How Much Does Netflix Pay Screenwriters?

Netflix pay varies significantly by project type and writer experience. For WGA-covered original Netflix series, minimums apply. For original films and prestige projects, reported deals have ranged from $150,000 for lower-budget originals to $1 million+ for high-profile feature assignments.

Netflix has also been known to offer “overall deals” — multi-year contracts guaranteeing a writer a set annual fee in exchange for first-look rights on their projects. These deals, for top writers, can reach $10–$20 million over multiple years.

Can You Make Six Figures as a Screenwriter?

Yes — but it typically requires either a staff writer position on a moderately successful TV series or completion of one or more feature assignments at above-minimum rates. A TV staff writer on a network or premium cable drama earning $5,000/week for a 20-week room earns $100,000 from that room alone, before any per-episode payments.

For film writers, a single produced feature at WGA minimum for a major studio production exceeds $100,000.

Consistent six-figure income requires the kind of established career track record that takes most writers years to build — but it is achievable for writers who combine craft excellence with smart career management.

Do Screenwriters Get Paid If a Movie Is Successful?

This depends on the deal.

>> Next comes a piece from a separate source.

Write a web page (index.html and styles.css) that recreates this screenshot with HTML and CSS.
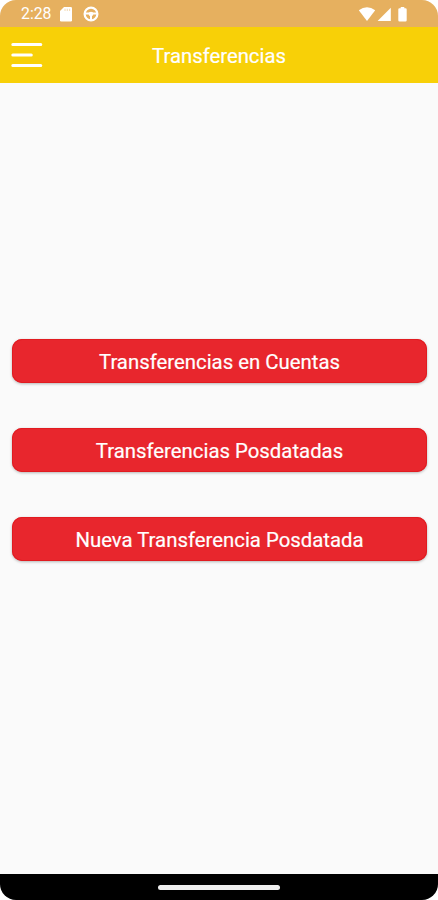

Most screenwriters do not automatically participate in a film’s box office success unless they negotiated backend (profit) participation into their contract. WGA minimums do not include automatic backend.

However, writers do earn residuals based on a film’s commercial exploitation — home video, streaming, international broadcast — which scales with how widely distributed and commercially successful the film becomes. A blockbuster on heavy streaming rotation generates substantially more in residuals than a limited release.

Top writers with strong representation can negotiate box office bonuses and backend points, which can add millions to total compensation for a genuinely successful film.